Think of our county 20 years from now. Name three things that must be addressed now to make it better for the children of this county.
Almond:First, our children and grandchildren deserve the best educators and facilities that can be provided, and our already good schools need the resources to become great schools. Second, our transportation infrastructure needs to pace our growth. If the first two objectives are met, the third objective will be inevitable, that being Wilson County would then attract businesses and professional jobs that make it far more likely that our children will remain here to raise their own families.
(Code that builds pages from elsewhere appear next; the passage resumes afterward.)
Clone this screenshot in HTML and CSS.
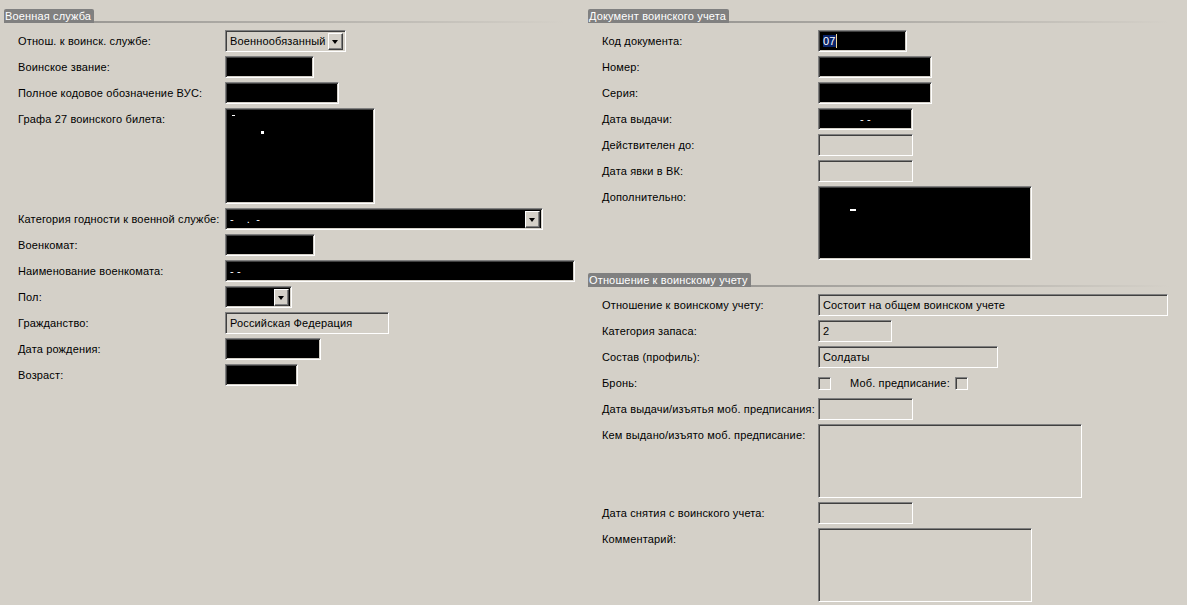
FILE: index.html
```html
<!DOCTYPE html>
<html lang="ru">
<head>
  <meta charset="UTF-8" />
  <title>Воинский учет</title>
  <link rel="stylesheet" href="styles.css">
</head>
<body>
  <div class="form">

    <!-- Левая колонка -->
    <div class="col">
      <div class="group">
        <div class="group-title"><span>Военная служба</span></div>
        <div class="rows">
          <label>Отнош. к воинск. службе:</label>
          <div class="field combo w121">
            <span class="combo-text">Военнообязанный</span>
            <span class="combo-btn"></span>
          </div>

          <label>Воинское звание:</label>
          <div class="field masked w89"></div>

          <label>Полное кодовое обозначение ВУС:</label>
          <div class="field masked w114"></div>

          <label>Графа 27 воинского билета:</label>
          <div class="field masked area w150 h96"><span class="speck s1"></span><span class="speck s2"></span></div>

          <label>Категория годности к военной службе:</label>
          <div class="field combo masked w318">
            <span class="combo-text">-&nbsp;&nbsp;&nbsp;&nbsp;.&nbsp;&nbsp;-</span>
            <span class="combo-btn"></span>
          </div>

          <label>Военкомат:</label>
          <div class="field masked w90"></div>

          <label>Наименование военкомата:</label>
          <div class="field masked w350">- -</div>

          <label>Пол:</label>
          <div class="field combo masked w67">
            <span class="combo-text"></span>
            <span class="combo-btn"></span>
          </div>

          <label>Гражданство:</label>
          <div class="field w164">Российская Федерация</div>

          <label>Дата рождения:</label>
          <div class="field masked w96"></div>

          <label>Возраст:</label>
          <div class="field masked w73"></div>
        </div>
      </div>
    </div>

    <!-- Правая колонка -->
    <div class="col right">
      <div class="group">
        <div class="group-title"><span>Документ воинского учета</span></div>
        <div class="rows">
          <label>Код документа:</label>
          <div class="field masked w89"><span class="sel">07</span><span class="caret"></span></div>

          <label>Номер:</label>
          <div class="field masked w114"></div>

          <label>Серия:</label>
          <div class="field masked w114"></div>

          <label>Дата выдачи:</label>
          <div class="field masked w95 center">- -</div>

          <label>Действителен до:</label>
          <div class="field w95"></div>

          <label>Дата явки в ВК:</label>
          <div class="field w95"></div>

          <label>Дополнительно:</label>
          <div class="field masked area w214 h74"><span class="speck s3"></span></div>
        </div>
      </div>

      <div class="group">
        <div class="group-title"><span>Отношение к воинскому учету</span></div>
        <div class="rows">
          <label>Отношение к воинскому учету:</label>
          <div class="field w350">Состоит на общем воинском учете</div>

          <label>Категория запаса:</label>
          <div class="field w74">2</div>

          <label>Состав (профиль):</label>
          <div class="field w180">Солдаты</div>

          <label>Бронь:</label>
          <div class="checks">
            <span class="check"></span>
            <span class="check-label">Моб. предписание:</span>
            <span class="check"></span>
          </div>

          <label>Дата выдачи/изъятья моб. предписания:</label>
          <div class="field w95"></div>

          <label>Кем выдано/изъято моб. предписание:</label>
          <div class="field area w264 h74"></div>

          <label>Дата снятия с воинского учета:</label>
          <div class="field w95"></div>

          <label>Комментарий:</label>
          <div class="field area w214 h74"></div>
        </div>
      </div>
    </div>

  </div>
</body>
</html>
```

FILE: styles.css
```css
* {
  box-sizing: border-box;
  margin: 0;
  padding: 0;
}

body {
  background: #d4d0c8;
  font-family: Tahoma, "Liberation Sans", Arial, sans-serif;
  font-size: 11px;
  letter-spacing: 0.15px;
  color: #000;
  overflow: hidden;
}

.form {
  display: grid;
  grid-template-columns: 584px 1fr;
  padding-top: 9px;
}

.group {
  padding-left: 4px;
}

.group + .group {
  margin-top: 13px;
}

/* заголовок группы: темная плашка и линия, уходящая вправо */
.group-title {
  display: flex;
  align-items: flex-end;
  height: 14px;
  margin-bottom: 7px;
}

.group-title span {
  background: #808080;
  color: #fff;
  line-height: 14px;
  padding: 0 3px 0 1px;
  border-radius: 2px 2px 0 0;
  white-space: nowrap;
}

.group-title::after {
  content: "";
  flex: 1;
  height: 2px;
  background: linear-gradient(to right, #9b9995, #d4d0c8 96%);
}

.rows {
  display: grid;
  grid-template-columns: 207px 1fr;
  row-gap: 4px;
  padding-left: 14px;
  align-items: start;
}

.right .rows {
  grid-template-columns: 216px 1fr;
}

.rows label {
  line-height: 22px;
  white-space: nowrap;
}

/* утопленное поле в стиле Windows */
.field {
  position: relative;
  height: 22px;
  border: 1px solid;
  border-color: #808080 #fff #fff #808080;
  box-shadow: inset 1px 1px 0 #404040, inset -1px -1px 0 #d4d0c8;
  padding: 0 4px;
  line-height: 20px;
  white-space: nowrap;
  overflow: hidden;
}

.masked {
  background: #000;
  color: #fff;
}

.center {
  text-align: center;
}

.area {
  line-height: 16px;
}

.h96 { height: 96px; }
.h74 { height: 74px; }

.w67 { width: 67px; }
.w73 { width: 73px; }
.w74 { width: 74px; }
.w89 { width: 89px; }
.w90 { width: 90px; }
.w95 { width: 95px; }
.w96 { width: 96px; }
.w114 { width: 114px; }
.w121 { width: 121px; }
.w150 { width: 150px; }
.w164 { width: 164px; }
.w180 { width: 180px; }
.w214 { width: 214px; }
.w264 { width: 264px; }
.w318 { width: 318px; }
.w350 { width: 350px; }

/* выпадающий список */
.combo {
  display: flex;
  align-items: center;
  padding: 2px 2px 2px 4px;
}

.combo-text {
  flex: 1;
  overflow: hidden;
}

.combo-btn {
  position: relative;
  flex: none;
  width: 15px;
  height: 17px;
  background: #d4d0c8;
  border: 1px solid;
  border-color: #fff #404040 #404040 #fff;
  box-shadow: inset -1px -1px 0 #808080;
}

.combo-btn::after {
  content: "";
  position: absolute;
  left: 3px;
  top: 6px;
  border-left: 3.5px solid transparent;
  border-right: 3.5px solid transparent;
  border-top: 4px solid #000;
}

/* выделенный текст и курсор */
.sel {
  background: #0a246a;
  color: #fff;
}

.caret {
  display: inline-block;
  width: 1px;
  height: 14px;
  background: #f3dca0;
  vertical-align: -3px;
}

/* белые точки поверх закраски */
.speck {
  position: absolute;
  background: #fff;
  height: 1px;
}

.s1 { left: 6px; top: 6px; width: 3px; }
.s2 { left: 35px; top: 22px; width: 3px; height: 3px; }
.s3 { left: 31px; top: 22px; width: 6px; height: 2px; }

.checks {
  display: flex;
  align-items: center;
  height: 22px;
}

.check {
  width: 13px;
  height: 13px;
  border: 1px solid;
  border-color: #808080 #fff #fff #808080;
  box-shadow: inset 1px 1px 0 #404040, inset -1px -1px 0 #d4d0c8;
}

.check-label {
  margin: 0 5px 0 19px;
}
```
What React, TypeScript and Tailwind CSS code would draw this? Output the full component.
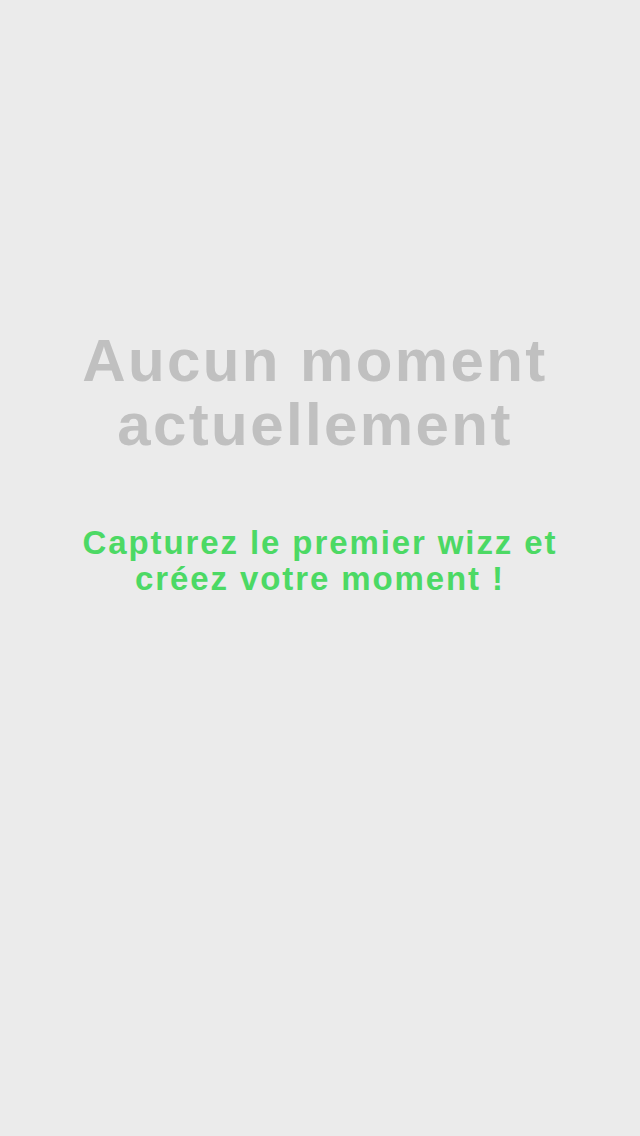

Weathers:The county commission has to support education of our children and fund the needs to help the school system become one of the best systems in the country to be able to recruit a broad range of industries, including white-collar jobs, high-tech manufacturing and other high-paying jobs so our children will have a chance to develop a higher standard of living than we currently have. Part of this initiative is to have a very strong library system throughout the county to provide services to parents and children to support the education system, which I have worked diligently on for the past 20 years. We have to come together as a county, both the cities and the various agencies – schools, sheriff, WEMA, roads and others – and develop a long-range plan to ensure the growth we implement is what we want it to be, not what it turns out to be. This is crucial for both managing growth and providing the residents of Wilson County a roadmap of what is going to be done and how we will get there as a county. Get busy now recruiting more retail and building a tax base that is not totally dependent on property taxes for the majority of funding the anticipated growth. Along with recruiting, the retail should be an initiative to recruit white-collar and high-tech manufacturing companies to relocate to Wilson County. This will not be easy to do, but needs to be started now for this to come to fruition within the next 10-20 years.